### Directions for this task
Please transcribe the listing below in full and word for word, without its pictures.

### Information supplied
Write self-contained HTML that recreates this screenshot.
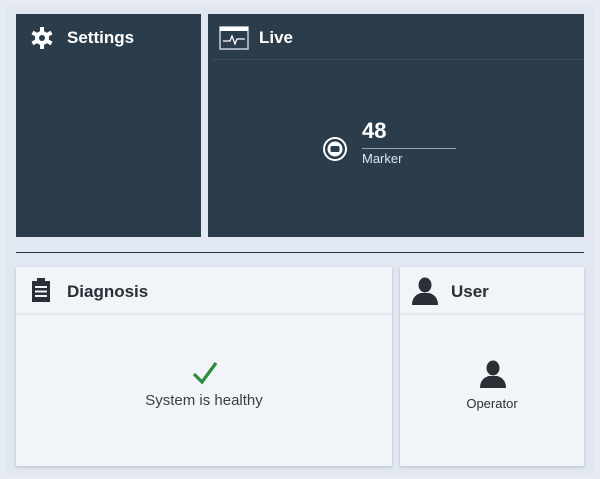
<!DOCTYPE html>
<html><head><style>
body{margin:0;width:600px;height:479px;background:#e6ebf3;font-family:"Liberation Sans",sans-serif;position:relative;overflow:hidden}
.p{position:absolute;box-sizing:border-box}
.d{background:#2b3c4b;color:#fff}
.l{background:#f1f4f8;color:#2a2f36;box-shadow:0 1px 3px rgba(0,0,0,.2)}
.h{position:absolute;font-weight:bold;font-size:17px}
</style></head><body>
<div class="p" style="left:6px;top:6px;width:588px;height:468px;background:#e2e8f1"></div>
<div class="p d" style="left:16px;top:14px;width:185px;height:223px">
<svg style="position:absolute;left:14px;top:12px" width="24" height="24" viewBox="0 0 24 24"><g fill="#fff"><circle cx="12" cy="12" r="7"/><rect x="10" y="1" width="4" height="22"/><rect x="10" y="1" width="4" height="22" transform="rotate(60 12 12)"/><rect x="10" y="1" width="4" height="22" transform="rotate(120 12 12)"/></g><circle cx="12" cy="12" r="3" fill="#2b3c4b"/></svg>
<div class="h" style="left:51px;top:14px">Settings</div></div>
<div class="p d" style="left:208px;top:14px;width:376px;height:223px">
<svg style="position:absolute;left:11px;top:12px" width="30" height="24" viewBox="0 0 30 24"><rect x="1" y="1" width="28" height="22" fill="none" stroke="#c9d2dc" stroke-width="1.5"/><rect x="1" y="1" width="28" height="4" fill="#fff"/><path d="M4 15h7l2-5 3 8 2-5h8" fill="none" stroke="#fff" stroke-width="1.3"/></svg>
<div class="h" style="left:51px;top:14px">Live</div>
<div style="position:absolute;left:4px;right:0;top:45px;height:1px;background:#3d4e5d"></div>
<svg style="position:absolute;left:114px;top:122px" width="26" height="26" viewBox="0 0 26 26"><circle cx="13" cy="13" r="11" fill="none" stroke="#fff" stroke-width="2"/><circle cx="13" cy="13" r="7.5" fill="#fff"/><rect x="8.5" y="10" width="9" height="6" rx="1.5" fill="#2b3c4b"/></svg>
<div style="position:absolute;left:154px;top:104px;font-size:22px;font-weight:bold">48</div>
<div style="position:absolute;left:154px;top:134px;width:94px;height:1px;background:#9aa5b0"></div>
<div style="position:absolute;left:154px;top:137px;font-size:13px;color:#e0e5ea">Marker</div></div>
<div class="p" style="left:16px;top:252px;width:568px;height:1px;background:#2b3340"></div>
<div class="p l" style="left:16px;top:267px;width:376px;height:199px">
<svg style="position:absolute;left:15px;top:11px" width="20" height="25" viewBox="0 0 20 25"><rect x="1" y="3" width="18" height="21" fill="#2a2f36"/><rect x="6" y="0" width="8" height="5" fill="#2a2f36"/><g fill="#f1f4f8"><rect x="4" y="8" width="12" height="2"/><rect x="4" y="12.5" width="12" height="2"/><rect x="4" y="17" width="12" height="2"/></g></svg>
<div class="h" style="left:51px;top:15px">Diagnosis</div>
<div style="position:absolute;left:0;right:0;top:46px;height:2px;background:#e6eaf0"></div>
<svg style="position:absolute;left:176px;top:94px" width="26" height="24" viewBox="0 0 26 24"><path d="M2 13l8 8L24 2" fill="none" stroke="#2e8b3a" stroke-width="3.2"/></svg>
<div style="position:absolute;left:0;width:376px;text-align:center;top:125px;font-size:15px;color:#3a3f46">System is healthy</div></div>
<div class="p l" style="left:400px;top:267px;width:184px;height:199px">
<svg style="position:absolute;left:12px;top:10px" width="26" height="28" viewBox="0 0 26 28"><ellipse cx="13" cy="8" rx="6.5" ry="7.5" fill="#2a2f36"/><path d="M0 28c0-8 5-11 9-12h8c4 1 9 4 9 12z" fill="#2a2f36"/></svg>
<div class="h" style="left:51px;top:15px">User</div>
<div style="position:absolute;left:0;right:0;top:46px;height:2px;background:#e6eaf0"></div>
<svg style="position:absolute;left:80px;top:93px" width="26" height="28" viewBox="0 0 26 28"><ellipse cx="13" cy="8" rx="6.5" ry="7.5" fill="#2a2f36"/><path d="M0 28c0-8 5-11 9-12h8c4 1 9 4 9 12z" fill="#2a2f36"/></svg>
<div style="position:absolute;left:0;width:184px;text-align:center;top:129px;font-size:13px;color:#2a2f36">Operator</div></div>
</body></html>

### Written response
Write self-contained HTML that recreates this screenshot.
<!DOCTYPE html>
<html><head><style>
body{margin:0;width:600px;height:479px;background:#e6ebf3;font-family:"Liberation Sans",sans-serif;position:relative;overflow:hidden}
.p{position:absolute;box-sizing:border-box}
.d{background:#2b3c4b;color:#fff}
.l{background:#f1f4f8;color:#2a2f36;box-shadow:0 1px 3px rgba(0,0,0,.2)}
.h{position:absolute;font-weight:bold;font-size:17px}
</style></head><body>
<div class="p" style="left:6px;top:6px;width:588px;height:468px;background:#e2e8f1"></div>
<div class="p d" style="left:16px;top:14px;width:185px;height:223px">
<svg style="position:absolute;left:14px;top:12px" width="24" height="24" viewBox="0 0 24 24"><g fill="#fff"><circle cx="12" cy="12" r="7"/><rect x="10" y="1" width="4" height="22"/><rect x="10" y="1" width="4" height="22" transform="rotate(60 12 12)"/><rect x="10" y="1" width="4" height="22" transform="rotate(120 12 12)"/></g><circle cx="12" cy="12" r="3" fill="#2b3c4b"/></svg>
<div class="h" style="left:51px;top:14px">Settings</div></div>
<div class="p d" style="left:208px;top:14px;width:376px;height:223px">
<svg style="position:absolute;left:11px;top:12px" width="30" height="24" viewBox="0 0 30 24"><rect x="1" y="1" width="28" height="22" fill="none" stroke="#c9d2dc" stroke-width="1.5"/><rect x="1" y="1" width="28" height="4" fill="#fff"/><path d="M4 15h7l2-5 3 8 2-5h8" fill="none" stroke="#fff" stroke-width="1.3"/></svg>
<div class="h" style="left:51px;top:14px">Live</div>
<div style="position:absolute;left:4px;right:0;top:45px;height:1px;background:#3d4e5d"></div>
<svg style="position:absolute;left:114px;top:122px" width="26" height="26" viewBox="0 0 26 26"><circle cx="13" cy="13" r="11" fill="none" stroke="#fff" stroke-width="2"/><circle cx="13" cy="13" r="7.5" fill="#fff"/><rect x="8.5" y="10" width="9" height="6" rx="1.5" fill="#2b3c4b"/></svg>
<div style="position:absolute;left:154px;top:104px;font-size:22px;font-weight:bold">48</div>
<div style="position:absolute;left:154px;top:134px;width:94px;height:1px;background:#9aa5b0"></div>
<div style="position:absolute;left:154px;top:137px;font-size:13px;color:#e0e5ea">Marker</div></div>
<div class="p" style="left:16px;top:252px;width:568px;height:1px;background:#2b3340"></div>
<div class="p l" style="left:16px;top:267px;width:376px;height:199px">
<svg style="position:absolute;left:15px;top:11px" width="20" height="25" viewBox="0 0 20 25"><rect x="1" y="3" width="18" height="21" fill="#2a2f36"/><rect x="6" y="0" width="8" height="5" fill="#2a2f36"/><g fill="#f1f4f8"><rect x="4" y="8" width="12" height="2"/><rect x="4" y="12.5" width="12" height="2"/><rect x="4" y="17" width="12" height="2"/></g></svg>
<div class="h" style="left:51px;top:15px">Diagnosis</div>
<div style="position:absolute;left:0;right:0;top:46px;height:2px;background:#e6eaf0"></div>
<svg style="position:absolute;left:176px;top:94px" width="26" height="24" viewBox="0 0 26 24"><path d="M2 13l8 8L24 2" fill="none" stroke="#2e8b3a" stroke-width="3.2"/></svg>
<div style="position:absolute;left:0;width:376px;text-align:center;top:125px;font-size:15px;color:#3a3f46">System is healthy</div></div>
<div class="p l" style="left:400px;top:267px;width:184px;height:199px">
<svg style="position:absolute;left:12px;top:10px" width="26" height="28" viewBox="0 0 26 28"><ellipse cx="13" cy="8" rx="6.5" ry="7.5" fill="#2a2f36"/><path d="M0 28c0-8 5-11 9-12h8c4 1 9 4 9 12z" fill="#2a2f36"/></svg>
<div class="h" style="left:51px;top:15px">User</div>
<div style="position:absolute;left:0;right:0;top:46px;height:2px;background:#e6eaf0"></div>
<svg style="position:absolute;left:80px;top:93px" width="26" height="28" viewBox="0 0 26 28"><ellipse cx="13" cy="8" rx="6.5" ry="7.5" fill="#2a2f36"/><path d="M0 28c0-8 5-11 9-12h8c4 1 9 4 9 12z" fill="#2a2f36"/></svg>
<div style="position:absolute;left:0;width:184px;text-align:center;top:129px;font-size:13px;color:#2a2f36">Operator</div></div>
</body></html>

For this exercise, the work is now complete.